Guest MikeSC Posted April 5, 2005 Report Posted April 5, 2005 I just turned 29... I've been it for a while. -=Mike
Guest Agent of Oblivion Posted April 5, 2005 Report Posted April 5, 2005 I don't see myself living much longer than 35 or 40.
Giuseppe Zangara Posted April 5, 2005 Report Posted April 5, 2005 I'm gonna beat Agent to death with his fretless.
Guest Agent of Oblivion Posted April 5, 2005 Report Posted April 5, 2005 Do you fight as well as you play chess?
Giuseppe Zangara Posted April 5, 2005 Report Posted April 5, 2005 I lost that game so quickly under extenuating circumstances, not the least of which being I'm not very good at chess.
Guest Agent of Oblivion Posted April 5, 2005 Report Posted April 5, 2005 Plus you were all fucked up.
Nighthawk Posted April 6, 2005 Report Posted April 6, 2005 I play chess like I fight.

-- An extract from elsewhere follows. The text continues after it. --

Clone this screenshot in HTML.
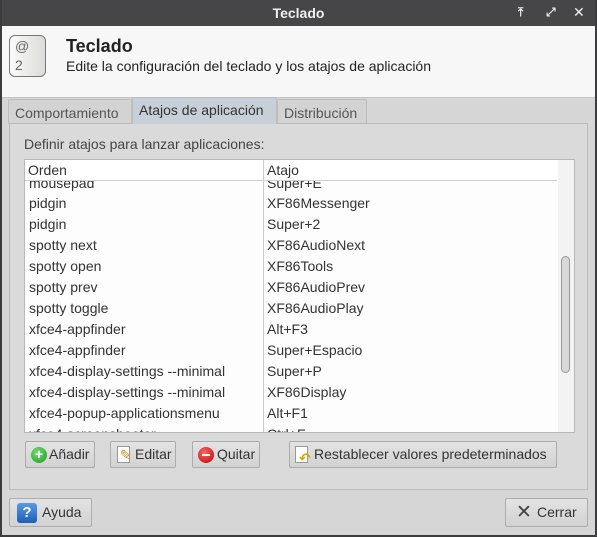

I move the pieces around when the guy's in the john, and if things get too bad, I overturn the board and say I wasn't really trying anyway.
Giuseppe Zangara Posted April 6, 2005 Report Posted April 6, 2005 Plus, I was drunk and high while playing what was probably my sixth or seventh game of chess ever.
Nighthawk Posted April 6, 2005 Report Posted April 6, 2005 When you and I meet we'll play scategories instead.
nl5xsk1 Posted April 6, 2005 Report Posted April 6, 2005 When you and I meet we'll play scategories instead. You guys are going to shit on each others chests?